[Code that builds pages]
· · ·
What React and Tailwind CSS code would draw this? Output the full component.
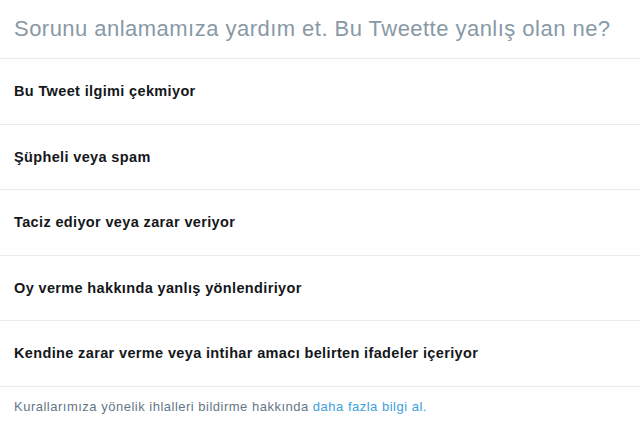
import React from "react";

const reasons = [
  "Bu Tweet ilgimi çekmiyor",
  "Şüpheli veya spam",
  "Taciz ediyor veya zarar veriyor",
  "Oy verme hakkında yanlış yönlendiriyor",
  "Kendine zarar verme veya intihar amacı belirten ifadeler içeriyor",
];

export default function App() {
  return (
    <div
      className="w-[640px] h-[436px] bg-white overflow-hidden"
      style={{ fontFamily: '"Liberation Sans", Arial, sans-serif' }}
    >
      {/* Header */}
      <div className="h-[59px] flex items-center px-[14px] border-b border-[#e6ecf0]">
        <h1 className="text-[22px] tracking-[0.47px] text-[#8899a6] leading-none">
          Sorunu anlamamıza yardım et. Bu Tweette yanlış olan ne?
        </h1>
      </div>

      {/* Options */}
      <ul>
        {reasons.map((r) => (
          <li
            key={r}
            className="h-[65.6px] flex items-center px-[14px] pt-[1px] border-b border-[#e6ecf0] text-[14.5px] tracking-[0.36px] font-bold text-[#14171a]"
          >
            {r}
          </li>
        ))}
      </ul>

      {/* Footer */}
      <p className="px-[14px] pt-[10px] text-[13px] tracking-[0.5px] text-[#657786]">
        Kurallarımıza yönelik ihlalleri bildirme hakkında{" "}
        <a className="text-[#3ea0dc]">daha fazla bilgi al.</a>
      </p>
    </div>
  );
}
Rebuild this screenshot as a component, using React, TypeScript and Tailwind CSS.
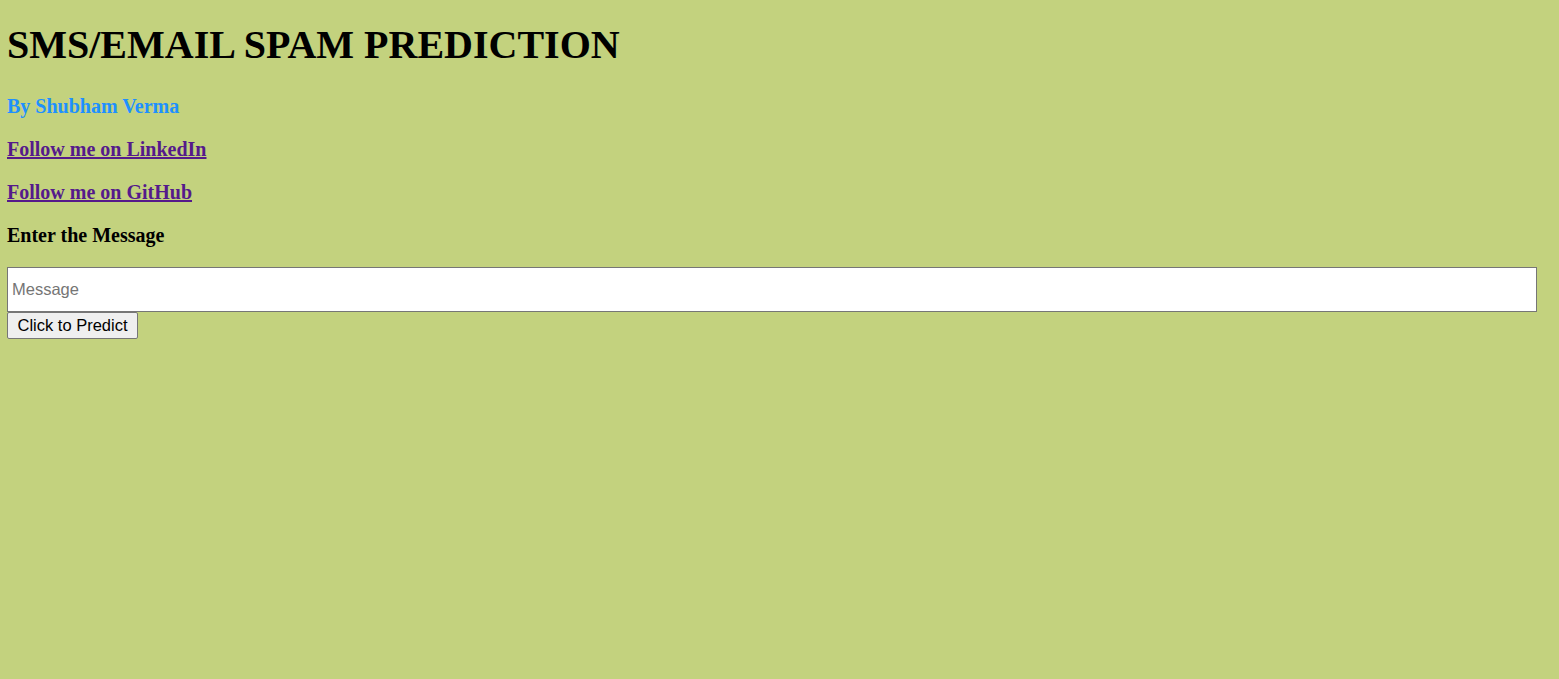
export default function App() {
  return (
    <div
      className="min-h-screen bg-[#c3d27e] pl-[7px] pr-2 pt-[23px] text-black"
      style={{ fontFamily: '"Liberation Serif", "Times New Roman", serif' }}
    >
      <h1 className="text-[40px] font-bold leading-[44px] mb-[28px]">
        SMS/EMAIL SPAM PREDICTION
      </h1>
      <h3 className="text-[20px] font-bold leading-[23px] text-[#1e90ff] mb-[20px]">
        By Shubham Verma
      </h3>
      <h3 className="text-[20px] font-bold leading-[23px] mb-[20px]">
        <a href="#" className="text-[#551a8b] underline">
          Follow me on LinkedIn
        </a>
      </h3>
      <h3 className="text-[20px] font-bold leading-[23px] mb-[20px]">
        <a href="#" className="text-[#551a8b] underline">
          Follow me on GitHub
        </a>
      </h3>
      <h3 className="text-[20px] font-bold leading-[23px] mb-[20px]">
        Enter the Message
      </h3>
      <form
        className="flex flex-col items-start"
        style={{ fontFamily: '"Liberation Sans", Arial, sans-serif' }}
      >
        <input
          type="text"
          placeholder="Message"
          className="w-[1530px] h-[45px] bg-white border border-[#767676] px-1 text-[16.5px] placeholder:text-[#757575] outline-none"
        />
        <button
          type="button"
          className="h-[27px] px-[9.5px] bg-[#efefef] border border-[#767676] rounded-[2px] text-[16.5px] text-black"
        >
          Click to Predict
        </button>
      </form>
    </div>
  )
}
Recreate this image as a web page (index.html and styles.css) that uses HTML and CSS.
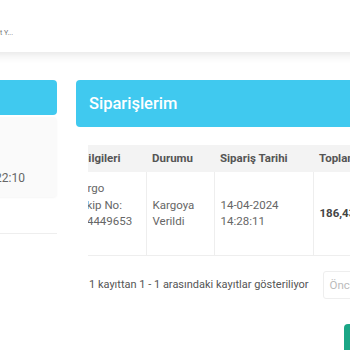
FILE: index.html
```html
<!DOCTYPE html>
<html>
	<head>
		<title>Siparişlerim</title>
		<meta charset="UTF-8">
		<meta name="viewport" content="width=device-width, initial-scale=1.0">
		<link rel="stylesheet" href="styles.css">
	</head>
	<body>
		<div class="page">
			<!-- üst bar -->
			<div class="topbar">
				<div class="user">Hoş geldiniz, Ahmet Y...</div>
			</div>

			<div class="content">
				<!-- sol menü -->
				<div class="side">
					<div class="side-head"></div>
					<div class="side-card">
						<span>Son giriş: 13-04-2024 22:10</span>
					</div>
					<div class="side-line"></div>
				</div>

				<!-- siparişler -->
				<div class="main">
					<div class="main-head">Siparişlerim</div>

					<div class="table-wrap">
						<table class="orders">
							<thead>
								<tr>
									<th class="col-kargo">Bilgileri</th>
									<th class="col-durum">Durumu</th>
									<th class="col-tarih">Sipariş Tarihi</th>
									<th class="col-toplam">Toplam Tutar</th>
								</tr>
							</thead>
							<tbody>
								<tr>
									<td class="col-kargo">Kargo<br>Takip No:<br>324449653</td>
									<td>Kargoya<br>Verildi</td>
									<td>14-04-2024<br>14:28:11</td>
									<td class="price">186,43 TL</td>
								</tr>
							</tbody>
						</table>
					</div>

					<div class="info-row">
						<span class="info">1 kayıttan 1 - 1 arasındaki kayıtlar gösteriliyor</span>
						<button class="page-btn">Önceki</button>
					</div>

					<div class="actions">
						<button class="green-btn">Yeni Sipariş</button>
					</div>
				</div>
			</div>
		</div>
	</body>
</html>
```

FILE: styles.css
```css
* {
	margin: 0;
	padding: 0;
	box-sizing: border-box;
}

body {
	width: 350px;
	height: 350px;
	overflow: hidden;
	background-color: #fff;
	font-family: Roboto, "Liberation Sans", sans-serif;
	color: #555;
}

/* sayfa sola kaydırılmış halde */
.page {
	margin-left: -200px;
	width: 1000px;
}

/* üst bar */
.topbar {
	height: 52px;
	background-color: #fff;
	box-shadow: 0 3px 9px rgba(0, 0, 0, 0.1);
	padding-top: 28px;
	position: relative;
	z-index: 1;
}

.user {
	width: 213px;
	text-align: right;
	font-size: 7px;
	line-height: 10px;
	color: #777;
	white-space: nowrap;
	overflow: hidden;
}

.content {
	display: flex;
	gap: 19px;
	padding-top: 28px;
}

/* sol menü */
.side {
	width: 257px;
	flex: none;
}

.side-head {
	height: 35px;
	background-color: #40c9ef;
	border-radius: 4px;
}

.side-card {
	margin-top: 2px;
	height: 80px;
	background-color: #fafafa;
	border-radius: 4px;
	box-shadow: 0 1px 2px rgba(0, 0, 0, 0.04);
	display: flex;
	align-items: flex-end;
	justify-content: flex-end;
	padding: 0 32px 11px 0;
	font-size: 12px;
	line-height: 16px;
	color: #666;
}

.side-line {
	margin-top: 36px;
	border-top: 1px solid #eee;
}

/* siparişler */
.main {
	width: 700px;
	flex: none;
}

.main-head {
	height: 47px;
	background-color: #40c9ef;
	border-radius: 4px;
	padding-left: 13px;
	display: flex;
	align-items: center;
	font-size: 16.5px;
	font-weight: 500;
	color: #fff;
}

.table-wrap {
	margin: 18px 0 0 12px;
	overflow: hidden;
}

.orders {
	margin-left: -19px;
	border-collapse: collapse;
	font-size: 11.5px;
	line-height: 16.5px;
}

.orders th {
	height: 27px;
	background-color: #f3f3f3;
	text-align: left;
	font-weight: 700;
	color: #555;
	padding: 0 6px;
	white-space: nowrap;
}

.orders td {
	height: 83px;
	padding: 0 6px;
	color: #666;
	vertical-align: middle;
	border-left: 1px solid #eee;
	border-bottom: 1px solid #eee;
}

.orders td:first-child {
	border-left: none;
}

.orders th.col-kargo {
	padding-left: 12px;
}

.orders td.col-kargo {
	vertical-align: top;
	padding-top: 8px;
	padding-left: 5px;
}

.col-kargo {
	width: 77px;
}

.col-durum {
	width: 68px;
}

.col-tarih {
	width: 99px;
}

.col-toplam {
	width: 120px;
}

.orders td.price {
	font-weight: 700;
	color: #444;
}

.info-row {
	display: flex;
	align-items: center;
	gap: 14px;
	margin-top: 15px;
	padding-left: 13px;
}

.info {
	font-size: 11px;
	color: #555;
}

.page-btn {
	height: 28px;
	padding: 0 6px;
	border: 1px solid #eee;
	border-radius: 3px;
	background-color: #fff;
	font-family: Roboto, "Liberation Sans", sans-serif;
	font-size: 11.5px;
	color: #bbb;
}

.actions {
	margin: 25px 0 0 268px;
}

.green-btn {
	height: 34px;
	padding: 0 14px;
	border: none;
	border-radius: 4px;
	background-color: #1ba686;
	color: #fff;
	font-family: Roboto, "Liberation Sans", sans-serif;
	font-size: 12px;
}
```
· · ·
WRITTEN REQUEST: Tally how many lines of the records hold the word "React". Answer with the number only.

RESULT FOR THIS TASK: 3